One limitation of the present study is the use of extreme groups (i.e., words that are high or low in arousal and either very negative, neutral, or positive). This may inflate the observed correlation coefficients (Feldt, 1961). To address this issue, we used two approaches. Making the plausible assumption that the regression slope is the same with data that are not affected by an extreme group variance increase, we found only slightly reduced correlation coefficients. We also repeated the analyses including artificial, randomly varying data between the extreme groups. This is a conservative approach, because it inserts data with absolutely no correlation of the visual and auditory ratings, which is unlikely to be the case if ratings were acquired on intermediate data points. Nevertheless, the correlations remained highly significant, indicating that the relation between visual and auditory ratings was stable, despite the use of extreme groups.
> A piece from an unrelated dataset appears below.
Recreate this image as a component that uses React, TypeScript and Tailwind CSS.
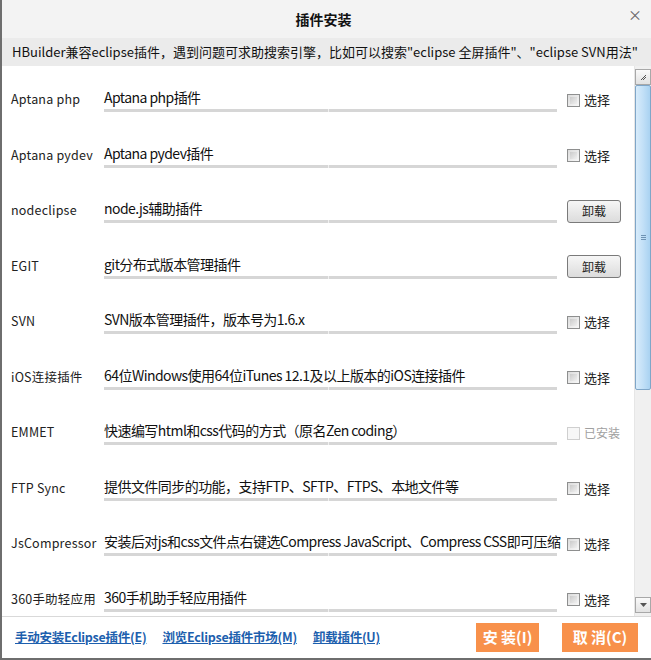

A critical question is whether the reported results would generalize to other normative data and different samples. We believe the latter to be true, as we previously showed that correlations between the affective ratings of different samples and of the same sample at different time points are very high (Kanske & Kotz, 2010). However, it remains an open question whether the observed validity of the present norms is specific to the current database or indicates that the word norms are generally highly valid. This seems very likely, as the instructions and methodology used in the different rating studies are very similar. Nevertheless, it is an empirical question and should be addressed in future studies.

The present results demonstrate the validity of the Leipzig Affective Norms for German (LANG), which provides a comprehensive database of German nouns with a wide range of emotional status ratings. Subsamples of these words have already been successfully used to study the neural basis of emotional processing with functional magnetic resonance imaging and electroencephalography (Kanske & Kotz, in press a, b). Therefore, these norms can support experimental studies on emotion by helping researchers to select highly controlled word samples.